While some of the companies highlighted in Moore’s 1999 version of the book eventually could not cross the chasm with newer products (Blackberry, 3Comm/Palm Pilot), the principles he outlined are common to companies who are enduring today (Apple desktop to MP3 player to mobile phone/tablet to watch to … [insert Apple’s next category DOMINATOR here]). 

When looking at products, according to Moore, the marketer should focus on one group of customers at a time, using each group as a base for marketing to the next group to create a bandwagon effect with momentum that spreads to others in the next marketing segment.  The focus on each segment is intense and an “all hands on deck” blitz approach to include marketing, software engineering, product, customer service, sales, and others.

Similarly when it comes to what is going on inside of organizations, it is important to ensure your people cross the chasm of change required for your products to remain viable and enduring.  Successful companies know that either their people have to make the transition to new skill sets/mindsets or they will need to be transitioned out of the company.  Either way it’s important to inject new people with the experience needed into the organization.  At AKF, we refer to this as Seed, Feed, and Weed.

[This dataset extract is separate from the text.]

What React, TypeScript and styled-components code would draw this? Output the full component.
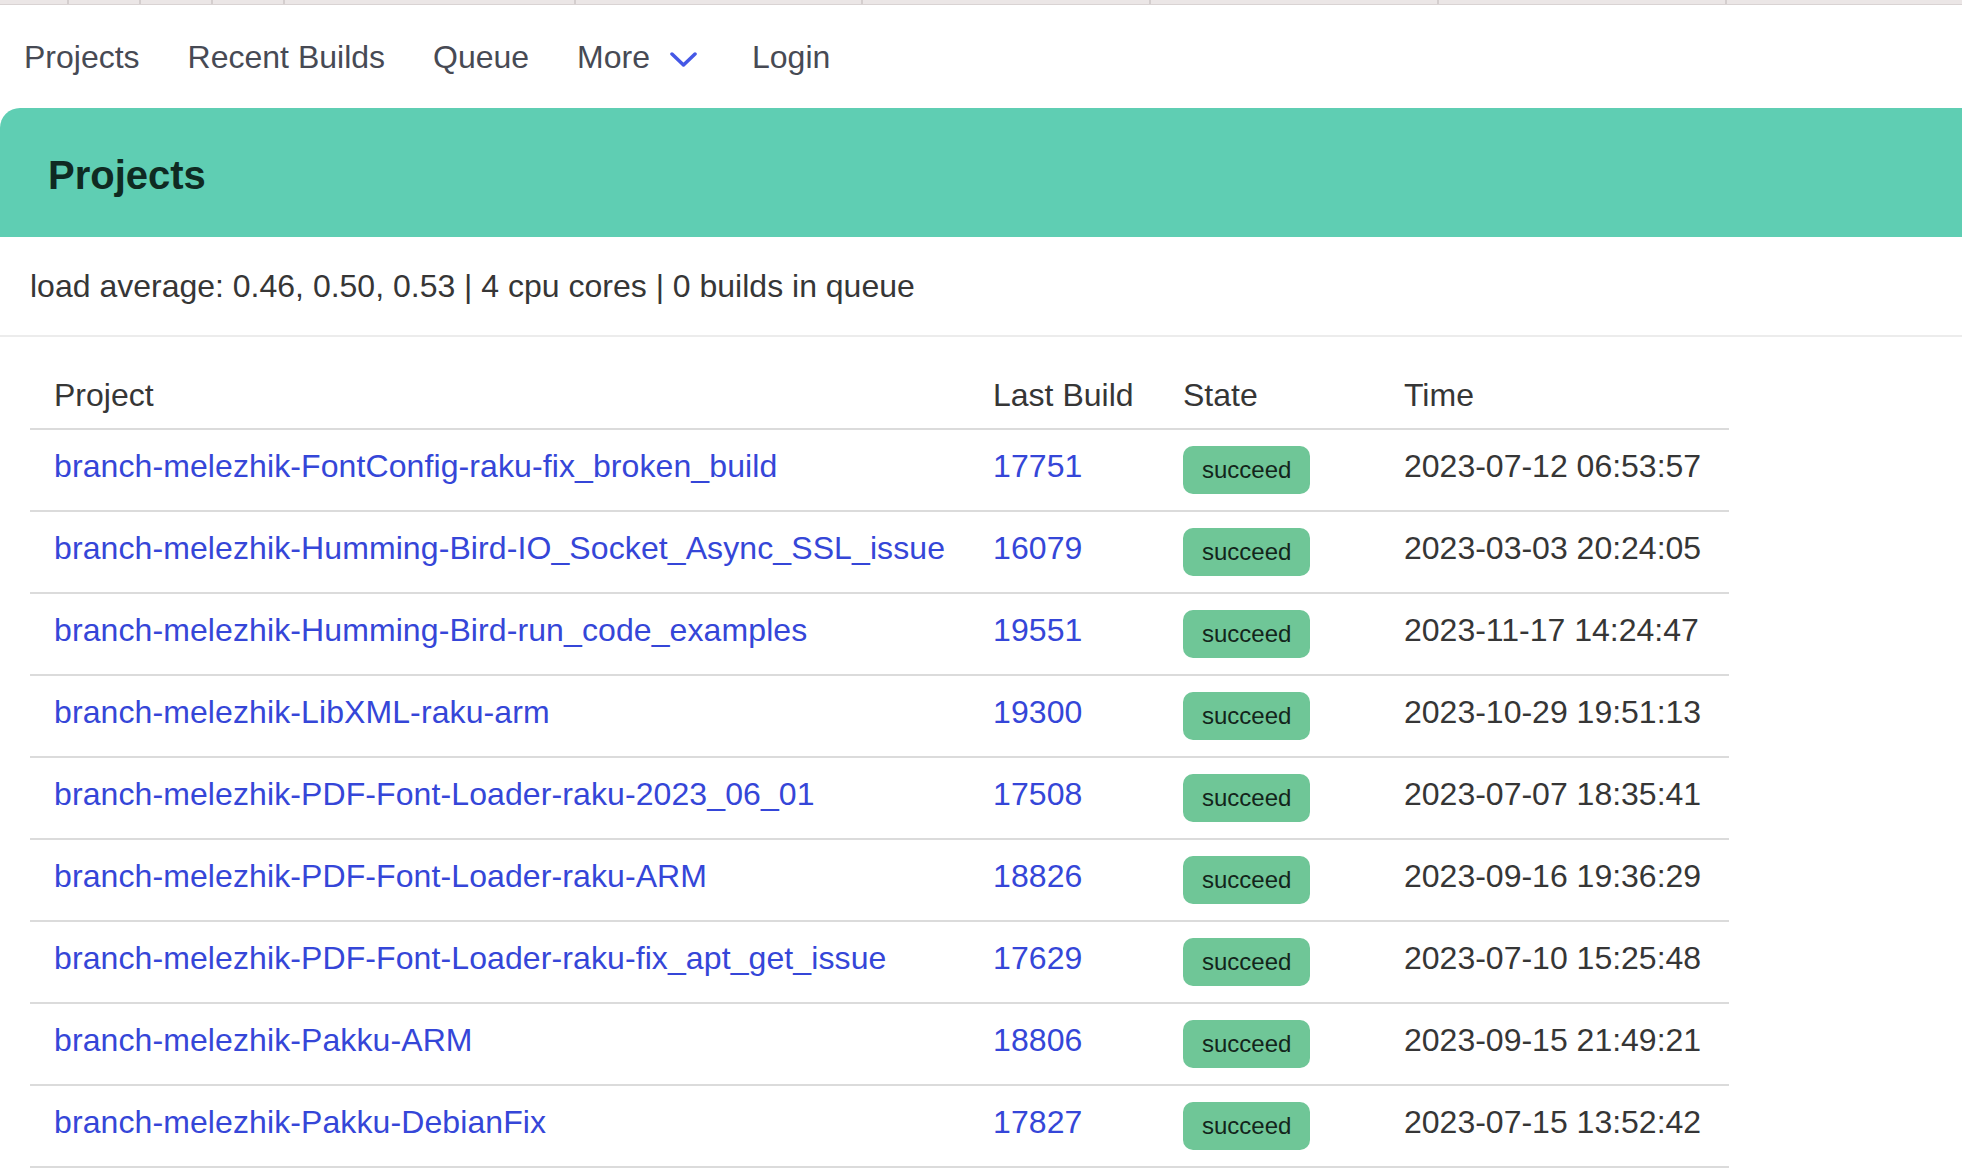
import React from "react";
import styled, { createGlobalStyle } from "styled-components";

const GlobalStyle = createGlobalStyle`
  body {
    margin: 0;
    background: #ffffff;
    font-family: "Liberation Sans", Arial, sans-serif;
    color: #363636;
  }
`;

interface Build {
  project: string;
  id: string;
  state: string;
  time: string;
}

const builds: Build[] = [
  { project: "branch-melezhik-FontConfig-raku-fix_broken_build", id: "17751", state: "succeed", time: "2023-07-12 06:53:57" },
  { project: "branch-melezhik-Humming-Bird-IO_Socket_Async_SSL_issue", id: "16079", state: "succeed", time: "2023-03-03 20:24:05" },
  { project: "branch-melezhik-Humming-Bird-run_code_examples", id: "19551", state: "succeed", time: "2023-11-17 14:24:47" },
  { project: "branch-melezhik-LibXML-raku-arm", id: "19300", state: "succeed", time: "2023-10-29 19:51:13" },
  { project: "branch-melezhik-PDF-Font-Loader-raku-2023_06_01", id: "17508", state: "succeed", time: "2023-07-07 18:35:41" },
  { project: "branch-melezhik-PDF-Font-Loader-raku-ARM", id: "18826", state: "succeed", time: "2023-09-16 19:36:29" },
  { project: "branch-melezhik-PDF-Font-Loader-raku-fix_apt_get_issue", id: "17629", state: "succeed", time: "2023-07-10 15:25:48" },
  { project: "branch-melezhik-Pakku-ARM", id: "18806", state: "succeed", time: "2023-09-15 21:49:21" },
  { project: "branch-melezhik-Pakku-DebianFix", id: "17827", state: "succeed", time: "2023-07-15 13:52:42" },
];

// widths of the cut-off tab strip above the page
const tabWidths = [69, 72, 72, 72, 291, 287, 288, 288, 288];

const TabStrip = styled.div`
  display: flex;
  height: 4px;
  background: #ebe6e6;
  border-bottom: 1px solid #d9d3d3;
`;

const TabStub = styled.div<{ $w: number }>`
  width: ${(p) => p.$w}px;
  flex: none;
  border-right: 2px solid #d4cece;
  box-sizing: border-box;
`;

const Navbar = styled.nav`
  display: flex;
  align-items: center;
  height: 103px;
`;

const NavItem = styled.a`
  display: flex;
  align-items: center;
  padding: 0 24px;
  font-size: 32px;
  line-height: 40px;
  color: #474a54;
  text-decoration: none;
  cursor: pointer;
`;

const DropdownItem = styled(NavItem)`
  padding-right: 31px;

  svg {
    margin-left: 20px;
    margin-top: 7px;
  }
`;

const Hero = styled.section`
  background: #5fceb3;
  border-top-left-radius: 20px;
  padding: 42px 48px 37px;
`;

const Title = styled.h1`
  margin: 0;
  font-size: 40px;
  line-height: 50px;
  font-weight: 700;
  color: #0f2a22;
`;

const Stats = styled.div`
  padding: 29px 30px;
  font-size: 32px;
  line-height: 40px;
  color: #363636;
  border-bottom: 2px solid #ececec;
`;

const TableWrap = styled.div`
  padding: 22px 30px 0;
`;

const Table = styled.table`
  table-layout: fixed;
  width: 1699px;
  border-collapse: collapse;
  font-size: 32px;

  th {
    text-align: left;
    font-weight: 400;
    color: #363636;
    line-height: 40px;
    padding: 16px 24px 13px;
    border-bottom: 2px solid #dbdbdb;
  }

  td {
    vertical-align: top;
    line-height: 40px;
    padding: 16px 24px;
    border-bottom: 2px solid #dbdbdb;
    color: #363636;
    white-space: nowrap;
  }
`;

const Link = styled.a`
  color: #3546d8;
  text-decoration: none;
  letter-spacing: 0.1px;
`;

const Tag = styled.span<{ $state: string }>`
  display: inline-flex;
  align-items: center;
  height: 48px;
  padding: 0 19px;
  border-radius: 10px;
  font-size: 24px;
  line-height: 1;
  background: ${(p) => (p.$state === "succeed" ? "#6fc697" : "#f14668")};
  color: #13251b;
`;

function Chevron() {
  return (
    <svg width="27" height="16" viewBox="0 0 27 16" fill="none">
      <polyline points="2,2 13.5,13 25,2" stroke="#4558e6" strokeWidth="3.5" strokeLinecap="round" strokeLinejoin="round" />
    </svg>
  );
}

export default function App() {
  return (
    <>
      <GlobalStyle />
      <TabStrip>
        {tabWidths.map((w, i) => (
          <TabStub key={i} $w={w} />
        ))}
      </TabStrip>
      <Navbar>
        <NavItem>Projects</NavItem>
        <NavItem>Recent Builds</NavItem>
        <NavItem>Queue</NavItem>
        <DropdownItem>
          More
          <Chevron />
        </DropdownItem>
        <NavItem>Login</NavItem>
      </Navbar>
      <Hero>
        <Title>Projects</Title>
      </Hero>
      <Stats>load average: 0.46, 0.50, 0.53 | 4 cpu cores | 0 builds in queue</Stats>
      <TableWrap>
        <Table>
          <colgroup>
            <col style={{ width: 939 }} />
            <col style={{ width: 190 }} />
            <col style={{ width: 221 }} />
            <col style={{ width: 349 }} />
          </colgroup>
          <thead>
            <tr>
              <th>Project</th>
              <th>Last Build</th>
              <th>State</th>
              <th>Time</th>
            </tr>
          </thead>
          <tbody>
            {builds.map((b) => (
              <tr key={b.project}>
                <td>
                  <Link>{b.project}</Link>
                </td>
                <td>
                  <Link>{b.id}</Link>
                </td>
                <td>
                  <Tag $state={b.state}>{b.state}</Tag>
                </td>
                <td>{b.time}</td>
              </tr>
            ))}
          </tbody>
        </Table>
      </TableWrap>
    </>
  );
}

What we see in successful companies is an early focus on standardization but with freedom for exploration.  Allowing each team to use their own communication devices (Slack, Hive, Spark) and Agile methods is something that does not scale well.  But seeking input from team members and having each team follow a standard software development cycle with similar Agile methodology does scale well and allows teams to interoperate without administrative and communicative friction.

Conclusions

Successful companies endure because individuals are allowed autonomy to reach shared outcomes.  Tools are provided to help individuals succeed, fail forward fast, learn and share their learning, automate mundane tasks, and are not a bureaucratic bottleneck.  To remain successful, companies must constantly focus on how to take their team members with them through the chasms of growth into new and emerging markets by continually upgrading their skills and contribution to the company desired outcomes.

Measuring success is not just in the stock price (many failing companies - i.e. Palm Pilot - had a good stock price while the internal decay had been going on for several quarters), it must be a thorough measurement of all aspects of the company’s technical abilities - architecture, process, organization, and security.